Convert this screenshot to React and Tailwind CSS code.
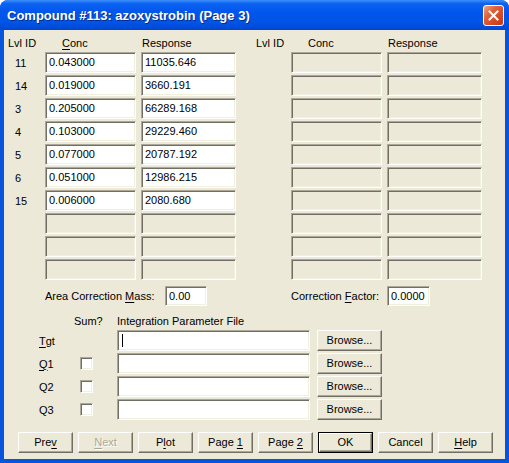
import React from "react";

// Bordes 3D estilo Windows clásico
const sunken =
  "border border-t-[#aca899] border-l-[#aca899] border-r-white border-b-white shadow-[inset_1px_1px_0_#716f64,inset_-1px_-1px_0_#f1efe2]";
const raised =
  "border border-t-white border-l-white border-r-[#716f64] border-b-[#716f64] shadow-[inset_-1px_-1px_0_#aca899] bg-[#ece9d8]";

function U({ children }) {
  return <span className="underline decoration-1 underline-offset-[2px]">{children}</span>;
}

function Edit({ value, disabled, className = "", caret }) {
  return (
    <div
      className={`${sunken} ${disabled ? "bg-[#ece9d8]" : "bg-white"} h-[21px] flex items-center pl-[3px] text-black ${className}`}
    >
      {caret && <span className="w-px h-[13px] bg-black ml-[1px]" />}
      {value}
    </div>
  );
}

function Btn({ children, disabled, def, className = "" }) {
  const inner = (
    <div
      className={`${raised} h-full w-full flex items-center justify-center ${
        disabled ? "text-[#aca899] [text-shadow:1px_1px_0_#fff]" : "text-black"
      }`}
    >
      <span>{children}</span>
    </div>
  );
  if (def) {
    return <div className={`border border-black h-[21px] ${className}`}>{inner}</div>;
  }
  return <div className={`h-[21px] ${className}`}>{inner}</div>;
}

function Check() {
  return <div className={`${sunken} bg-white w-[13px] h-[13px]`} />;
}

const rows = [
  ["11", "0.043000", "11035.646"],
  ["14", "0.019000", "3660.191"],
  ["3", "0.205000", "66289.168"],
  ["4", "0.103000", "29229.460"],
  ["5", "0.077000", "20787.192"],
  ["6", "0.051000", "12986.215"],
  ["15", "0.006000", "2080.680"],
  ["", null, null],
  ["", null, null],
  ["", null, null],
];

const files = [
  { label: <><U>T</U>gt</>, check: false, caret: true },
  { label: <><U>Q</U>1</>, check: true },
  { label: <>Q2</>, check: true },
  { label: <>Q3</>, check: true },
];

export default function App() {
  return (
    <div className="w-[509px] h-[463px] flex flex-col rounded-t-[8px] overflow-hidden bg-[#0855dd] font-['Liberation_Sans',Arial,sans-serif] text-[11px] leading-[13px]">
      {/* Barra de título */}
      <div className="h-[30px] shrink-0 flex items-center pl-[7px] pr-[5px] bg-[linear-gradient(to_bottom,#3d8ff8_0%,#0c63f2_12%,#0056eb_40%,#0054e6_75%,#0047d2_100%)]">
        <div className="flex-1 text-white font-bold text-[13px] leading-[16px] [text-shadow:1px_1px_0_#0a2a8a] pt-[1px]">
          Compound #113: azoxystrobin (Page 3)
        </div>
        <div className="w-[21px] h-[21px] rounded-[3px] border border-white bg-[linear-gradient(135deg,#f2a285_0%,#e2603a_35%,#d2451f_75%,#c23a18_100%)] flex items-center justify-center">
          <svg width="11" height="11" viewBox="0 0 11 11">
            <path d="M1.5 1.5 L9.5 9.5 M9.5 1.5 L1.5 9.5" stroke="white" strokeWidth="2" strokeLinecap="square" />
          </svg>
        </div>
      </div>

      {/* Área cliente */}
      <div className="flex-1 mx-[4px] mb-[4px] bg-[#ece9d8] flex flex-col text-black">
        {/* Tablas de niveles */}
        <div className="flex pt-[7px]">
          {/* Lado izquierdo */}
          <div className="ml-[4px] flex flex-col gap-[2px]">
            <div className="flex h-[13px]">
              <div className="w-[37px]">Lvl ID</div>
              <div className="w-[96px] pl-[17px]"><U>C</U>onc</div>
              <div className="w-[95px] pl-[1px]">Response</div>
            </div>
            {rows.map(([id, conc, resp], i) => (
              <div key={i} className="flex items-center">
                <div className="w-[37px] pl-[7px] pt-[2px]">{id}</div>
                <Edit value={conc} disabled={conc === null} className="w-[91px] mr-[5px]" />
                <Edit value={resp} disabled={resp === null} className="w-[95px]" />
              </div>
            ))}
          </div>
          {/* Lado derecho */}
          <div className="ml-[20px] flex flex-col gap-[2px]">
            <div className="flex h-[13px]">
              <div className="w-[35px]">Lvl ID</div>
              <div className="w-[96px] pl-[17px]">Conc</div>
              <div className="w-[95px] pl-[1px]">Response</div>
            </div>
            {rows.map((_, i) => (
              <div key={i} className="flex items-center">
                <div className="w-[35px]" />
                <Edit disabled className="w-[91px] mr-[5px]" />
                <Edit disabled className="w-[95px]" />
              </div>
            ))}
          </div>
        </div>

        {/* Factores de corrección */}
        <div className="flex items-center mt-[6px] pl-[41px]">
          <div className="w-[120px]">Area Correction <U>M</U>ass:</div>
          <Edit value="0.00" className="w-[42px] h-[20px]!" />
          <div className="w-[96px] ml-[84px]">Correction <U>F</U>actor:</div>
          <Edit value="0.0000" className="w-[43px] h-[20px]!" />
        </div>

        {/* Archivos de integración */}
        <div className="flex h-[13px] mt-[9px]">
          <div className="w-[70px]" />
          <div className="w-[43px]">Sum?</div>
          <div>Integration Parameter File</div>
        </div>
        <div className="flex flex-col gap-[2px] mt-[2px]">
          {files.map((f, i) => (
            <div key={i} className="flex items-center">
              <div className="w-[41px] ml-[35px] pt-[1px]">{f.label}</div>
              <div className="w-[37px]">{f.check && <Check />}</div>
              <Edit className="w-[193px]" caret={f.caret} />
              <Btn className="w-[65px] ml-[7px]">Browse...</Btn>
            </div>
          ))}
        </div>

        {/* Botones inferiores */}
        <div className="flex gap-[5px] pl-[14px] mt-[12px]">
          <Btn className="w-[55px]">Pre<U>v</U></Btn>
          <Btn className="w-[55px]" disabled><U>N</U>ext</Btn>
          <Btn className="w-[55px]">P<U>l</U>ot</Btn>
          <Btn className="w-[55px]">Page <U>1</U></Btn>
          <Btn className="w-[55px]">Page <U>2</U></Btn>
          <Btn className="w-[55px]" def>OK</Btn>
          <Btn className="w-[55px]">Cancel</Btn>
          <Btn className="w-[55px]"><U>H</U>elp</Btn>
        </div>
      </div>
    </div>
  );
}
+ + + + +
● What is asked: Restate the data above exactly, stripping out each image.

● Task output:
Convert this screenshot to React and Tailwind CSS code.
import React from "react";

// Bordes 3D estilo Windows clásico
const sunken =
  "border border-t-[#aca899] border-l-[#aca899] border-r-white border-b-white shadow-[inset_1px_1px_0_#716f64,inset_-1px_-1px_0_#f1efe2]";
const raised =
  "border border-t-white border-l-white border-r-[#716f64] border-b-[#716f64] shadow-[inset_-1px_-1px_0_#aca899] bg-[#ece9d8]";

function U({ children }) {
  return <span className="underline decoration-1 underline-offset-[2px]">{children}</span>;
}

function Edit({ value, disabled, className = "", caret }) {
  return (
    <div
      className={`${sunken} ${disabled ? "bg-[#ece9d8]" : "bg-white"} h-[21px] flex items-center pl-[3px] text-black ${className}`}
    >
      {caret && <span className="w-px h-[13px] bg-black ml-[1px]" />}
      {value}
    </div>
  );
}

function Btn({ children, disabled, def, className = "" }) {
  const inner = (
    <div
      className={`${raised} h-full w-full flex items-center justify-center ${
        disabled ? "text-[#aca899] [text-shadow:1px_1px_0_#fff]" : "text-black"
      }`}
    >
      <span>{children}</span>
    </div>
  );
  if (def) {
    return <div className={`border border-black h-[21px] ${className}`}>{inner}</div>;
  }
  return <div className={`h-[21px] ${className}`}>{inner}</div>;
}

function Check() {
  return <div className={`${sunken} bg-white w-[13px] h-[13px]`} />;
}

const rows = [
  ["11", "0.043000", "11035.646"],
  ["14", "0.019000", "3660.191"],
  ["3", "0.205000", "66289.168"],
  ["4", "0.103000", "29229.460"],
  ["5", "0.077000", "20787.192"],
  ["6", "0.051000", "12986.215"],
  ["15", "0.006000", "2080.680"],
  ["", null, null],
  ["", null, null],
  ["", null, null],
];

const files = [
  { label: <><U>T</U>gt</>, check: false, caret: true },
  { label: <><U>Q</U>1</>, check: true },
  { label: <>Q2</>, check: true },
  { label: <>Q3</>, check: true },
];

export default function App() {
  return (
    <div className="w-[509px] h-[463px] flex flex-col rounded-t-[8px] overflow-hidden bg-[#0855dd] font-['Liberation_Sans',Arial,sans-serif] text-[11px] leading-[13px]">
      {/* Barra de título */}
      <div className="h-[30px] shrink-0 flex items-center pl-[7px] pr-[5px] bg-[linear-gradient(to_bottom,#3d8ff8_0%,#0c63f2_12%,#0056eb_40%,#0054e6_75%,#0047d2_100%)]">
        <div className="flex-1 text-white font-bold text-[13px] leading-[16px] [text-shadow:1px_1px_0_#0a2a8a] pt-[1px]">
          Compound #113: azoxystrobin (Page 3)
        </div>
        <div className="w-[21px] h-[21px] rounded-[3px] border border-white bg-[linear-gradient(135deg,#f2a285_0%,#e2603a_35%,#d2451f_75%,#c23a18_100%)] flex items-center justify-center">
          <svg width="11" height="11" viewBox="0 0 11 11">
            <path d="M1.5 1.5 L9.5 9.5 M9.5 1.5 L1.5 9.5" stroke="white" strokeWidth="2" strokeLinecap="square" />
          </svg>
        </div>
      </div>

      {/* Área cliente */}
      <div className="flex-1 mx-[4px] mb-[4px] bg-[#ece9d8] flex flex-col text-black">
        {/* Tablas de niveles */}
        <div className="flex pt-[7px]">
          {/* Lado izquierdo */}
          <div className="ml-[4px] flex flex-col gap-[2px]">
            <div className="flex h-[13px]">
              <div className="w-[37px]">Lvl ID</div>
              <div className="w-[96px] pl-[17px]"><U>C</U>onc</div>
              <div className="w-[95px] pl-[1px]">Response</div>
            </div>
            {rows.map(([id, conc, resp], i) => (
              <div key={i} className="flex items-center">
                <div className="w-[37px] pl-[7px] pt-[2px]">{id}</div>
                <Edit value={conc} disabled={conc === null} className="w-[91px] mr-[5px]" />
                <Edit value={resp} disabled={resp === null} className="w-[95px]" />
              </div>
            ))}
          </div>
          {/* Lado derecho */}
          <div className="ml-[20px] flex flex-col gap-[2px]">
            <div className="flex h-[13px]">
              <div className="w-[35px]">Lvl ID</div>
              <div className="w-[96px] pl-[17px]">Conc</div>
              <div className="w-[95px] pl-[1px]">Response</div>
            </div>
            {rows.map((_, i) => (
              <div key={i} className="flex items-center">
                <div className="w-[35px]" />
                <Edit disabled className="w-[91px] mr-[5px]" />
                <Edit disabled className="w-[95px]" />
              </div>
            ))}
          </div>
        </div>

        {/* Factores de corrección */}
        <div className="flex items-center mt-[6px] pl-[41px]">
          <div className="w-[120px]">Area Correction <U>M</U>ass:</div>
          <Edit value="0.00" className="w-[42px] h-[20px]!" />
          <div className="w-[96px] ml-[84px]">Correction <U>F</U>actor:</div>
          <Edit value="0.0000" className="w-[43px] h-[20px]!" />
        </div>

        {/* Archivos de integración */}
        <div className="flex h-[13px] mt-[9px]">
          <div className="w-[70px]" />
          <div className="w-[43px]">Sum?</div>
          <div>Integration Parameter File</div>
        </div>
        <div className="flex flex-col gap-[2px] mt-[2px]">
          {files.map((f, i) => (
            <div key={i} className="flex items-center">
              <div className="w-[41px] ml-[35px] pt-[1px]">{f.label}</div>
              <div className="w-[37px]">{f.check && <Check />}</div>
              <Edit className="w-[193px]" caret={f.caret} />
              <Btn className="w-[65px] ml-[7px]">Browse...</Btn>
            </div>
          ))}
        </div>

        {/* Botones inferiores */}
        <div className="flex gap-[5px] pl-[14px] mt-[12px]">
          <Btn className="w-[55px]">Pre<U>v</U></Btn>
          <Btn className="w-[55px]" disabled><U>N</U>ext</Btn>
          <Btn className="w-[55px]">P<U>l</U>ot</Btn>
          <Btn className="w-[55px]">Page <U>1</U></Btn>
          <Btn className="w-[55px]">Page <U>2</U></Btn>
          <Btn className="w-[55px]" def>OK</Btn>
          <Btn className="w-[55px]">Cancel</Btn>
          <Btn className="w-[55px]"><U>H</U>elp</Btn>
        </div>
      </div>
    </div>
  );
}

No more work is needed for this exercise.